Pacific Shipyards International, a competitor of TDX's partner in Hawaii fired the first shots in what has become a multi-front litigation battle against TDX's drydock in Hawaii. On September 26, 2003, when the United States filed a complaint against TDX and Marisco charging them with making false statements to obtain federal property, an action under the Federal False Claims Act that seeks damages of more than $15 million dollars, for a drydock the Navy classes as scrap.
In January 1995 the Naval Sea Systems Command issued a solicitation for the lease of Floating Dock AFDM-7 to a U.S.Port Authority or U.S. owned, operated and licensed firms engaged in shipbuilding, ship repair, and/or overhaul. The Dry Dock will be leased on an ''as is, where is'' basis for use at the Lessee's site in the Jacksonville, FL area. Lessee must take delivery of the AFDM-7 and move and install the dock at their approved Jacksonville homeport site. Lessee must also obtain and maintain Navy certification of the AFDM 7 for the duration of the Lease at their own expense and without alteration or modification of the dry dock. The Navy reserves the right to reject all offers and resolicit at a later date for operation of the AFDM-7 at a Government owned site. Dry dock drawings and technical manuals for all systems and dock equipment are available for prospective offerors review aboard the AFDM-7 (USS SUSTAIN) at Naval Station Norfolk, Virginia.

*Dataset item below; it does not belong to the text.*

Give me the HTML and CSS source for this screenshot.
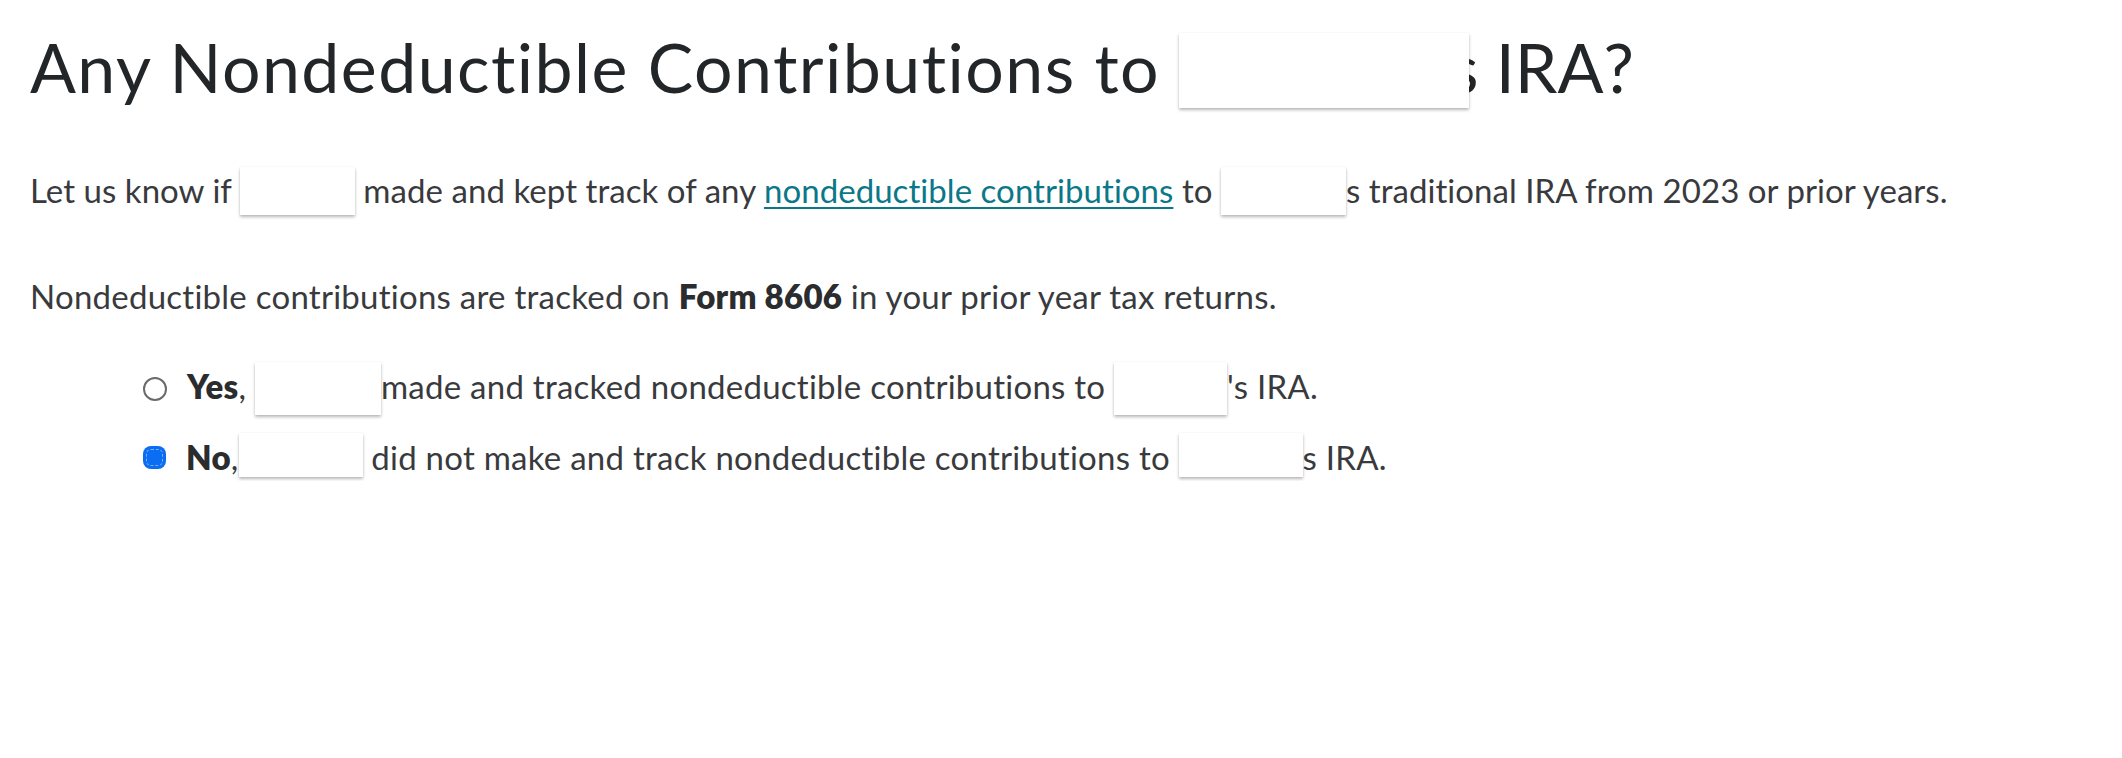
FILE: index.html
```html
<!DOCTYPE html>
<html lang="en">
<head>
<meta charset="utf-8">
<title>Nondeductible Contributions</title>
<link rel="stylesheet" href="styles.css">
</head>
<body>
<main class="page">
  <h1 class="title">Any Nondeductible Contributions to <span class="redact redact-title"></span><span class="tail-title">s IRA?</span></h1>
  <p class="para">Let us know if <span class="redact redact-p r1"></span> made and kept track of any <a class="link" href="#">nondeductible contributions</a> to <span class="redact redact-p r2"></span>s traditional IRA from 2023 or prior years.</p>
  <p class="para">Nondeductible contributions are tracked on <strong>Form 8606</strong> in your prior year tax returns.</p>
  <div class="options">
    <label class="option">
      <span class="radio"></span>
      <span class="opt-text"><strong>Yes</strong>, <span class="redact redact-yes y1"></span>made and tracked nondeductible contributions to <span class="redact redact-yes y2"></span>'s IRA.</span>
    </label>
    <label class="option">
      <span class="radio checked"><span class="dot"></span></span>
      <span class="opt-text"><strong>No</strong>,<span class="redact redact-no n1"></span> did not make and track nondeductible contributions to <span class="redact redact-no n2"></span>s IRA.</span>
    </label>
  </div>
</main>
</body>
</html>
```

FILE: styles.css
```css
html, body {
  margin: 0;
  padding: 0;
  background: #ffffff;
}

body {
  font-family: Lato, "Noto Sans", "DejaVu Sans", sans-serif;
  color: #393a3d;
}

.page {
  padding: 0 0 0 30px;
}

.title {
  margin: 0;
  padding-top: 22px;
  font-size: 68px;
  font-weight: 400;
  line-height: 90px;
  color: #232629;
  letter-spacing: 1.45px;
}

.redact {
  display: inline-block;
  background: #ffffff;
  box-shadow: 0 2px 3px rgba(0, 0, 0, 0.28), 0 0 1px rgba(0, 0, 0, 0.08);
  position: relative;
  z-index: 1;
  letter-spacing: 0;
}

.redact-title {
  width: 290px;
  height: 75px;
  vertical-align: -15px;
}

.tail-title {
  margin-left: -20px;
  letter-spacing: 0;
}

.para {
  margin: 0;
  font-size: 33px;
  line-height: 48px;
  letter-spacing: 0.05px;
}

.para:first-of-type {
  margin-top: 54px;
}

.para + .para {
  margin-top: 57px;
  letter-spacing: 0.25px;
}

.redact-p {
  height: 48px;
  vertical-align: -12px;
}

.r1 { width: 115px; }
.r2 { width: 125px; }

.link {
  color: #0a7888;
  text-decoration: underline;
  text-decoration-thickness: 2px;
  text-underline-offset: 4px;
}

strong {
  font-weight: 800;
  color: #2b2c2e;
}

.options {
  margin-top: 42px;
  padding-left: 113px;
  display: flex;
  flex-direction: column;
  gap: 18px;
}

.option {
  display: flex;
  align-items: center;
  gap: 20px;
  font-size: 33px;
  line-height: 48px;
  letter-spacing: 0.25px;
}

.radio {
  width: 20px;
  height: 20px;
  border: 2px solid #6b6b6b;
  border-radius: 50%;
  flex: none;
  box-sizing: content-box;
}

.radio.checked {
  width: 23px;
  height: 23px;
  border: none;
  border-radius: 8px;
  background: #0b6ef2;
  display: flex;
  align-items: center;
  justify-content: center;
}

.radio.checked .dot {
  width: 15px;
  height: 15px;
  border: 1px dashed rgba(255, 255, 255, 0.45);
  border-radius: 5px;
}

.redact-yes {
  height: 53px;
  vertical-align: -16px;
}

.y1 { width: 126px; }
.y2 { width: 113px; }

.redact-no {
  height: 44px;
  vertical-align: -7px;
}

.n1 { width: 124px; }
.n2 { width: 124px; }
```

On March 4, 1998, the Navy issued the RFP at issue for drydocking facilities and repair services for four classes of Navy ships over a 5-year period. The solicitation provided that offerors could propose to use, as government-furnished property, a Navy floating drydock with the designation "AFDM-7" and the name Sustain which is currently in the Navy's inactive fleet, or alternatively, a contractor-furnished drydock.
On 14 January 2000, the EX-USS SUSTAIN (AFDM 7), parted its tow line in a storm off Cape Hatteras while being towed from Little Creek, VA to Jacksonville FL. No one suspected this was going to be the start of one of the largest rescue/ salvage/towing operations undertaken by the Navy. The task required close coordination among the Fleet, contractors, and SUPSALV, and spanned over 2000 nautical miles (NM) and took 6 weeks to accomplish.
SUPSALV mobilized its East Coast salvage and towing contractor DONJON Marine to relieve the USS GRAPPLE which was keeping station on the EX-SUSTAIN. DONJON Marine in turn sub-contracted Crowley Marine to provide tug support to recover the EX-SUSTAIN. During the initial ten days, Mother Nature threw an unprecedented series of winter storms at the drifting dock. Amazingly the EX-SUSTAIN managed to get east of the Gulf Stream and drift south until it was approximately 300 NM due east of Jacksonville. The tug ENSIGN was dispatched to render additional assistance. SUPSALV determined fleet assistance would be required to recover the tow as personnel were going to have to be placed onboard the dock to re-rig the tow bridle at sea. Divers from Mobile Diving and Salvage Unit TWO and SIMA, Mayport were tasked by Second Fleet to assist in recovering the EX-SUSTAIN. Second Fleet also provided USS SUPPLY (AOE 6) due to her speed and helo support capabilities from Jacksonville and USNS SATURN (T-AFS 10) from Norfolk with HC-6 embarked to transport the salvage team and equipment to effect the rescue of the EX-SUSTAIN. On 29 January, the first 8 members of the MDSU TWO, SIMA, and contractor salvage team led by MDSU TWO MDV Ken Brown boarded the EX SUSTAIN to commence rigging the dock for tow into Bermuda, which was now only 60 miles away. On 16 February 2000 EX-SUSTAIN cleared Bermudan waters under tow by CRUSADER enroute to Jacksonville. Finally, after an uneventful eight day tow, the dock arrived safely at Atlantic Marine and Dry Dock, Inc. in Jacksonville, FL.
After 58 years of service to the U.S. Navy, the Medium Auxiliary Floating Drydock Resolute (AFDM-10) was inactivated at a ceremony at Naval Station Norfolk 07 November 2003. Resolute was one of a kind, the last of her class serving submarines on the East Coast. Resolute was built by Chicago Bridge and Iron Works in Newburg, N.Y., in 1944, and entered active service designated YFD-67 in 1945. Designed to deploy near enemy lines and keep ships battle ready, Resolute was an invaluable asset to the war effort. Following World War II and subsequent service in the Mediterranean, the dock was placed in the Reserve Fleet. In 1958, the dock was leased to Jacksonville Shipyard, Jacksonville, Fla. In 1982, the lease expired and YFD-67 returned to naval service, redesignated Resolute (AFDM-10), the fifth auxiliary vessel to bear the name. After overhaul and modernization at the Philadelphia Naval Shipyard, Resolute was attached to Submarine Squadrons 8 and 6, respectively, in Norfolk, Va., to drydock fast-attack nuclear submarines. Since arriving in Norfolk, Resolute has safely docked 139 submarines and completed 55 Selected Restricted Availabilities (SRA) without incident. Resolute has been awarded seven Battle "E" Efficiency ribbons, two Meritorious Unit Commendations, two National Defense Service medals and was awarded the Chief of Naval Operations Safety Award in 2001 for outstanding contributions to fleet readiness.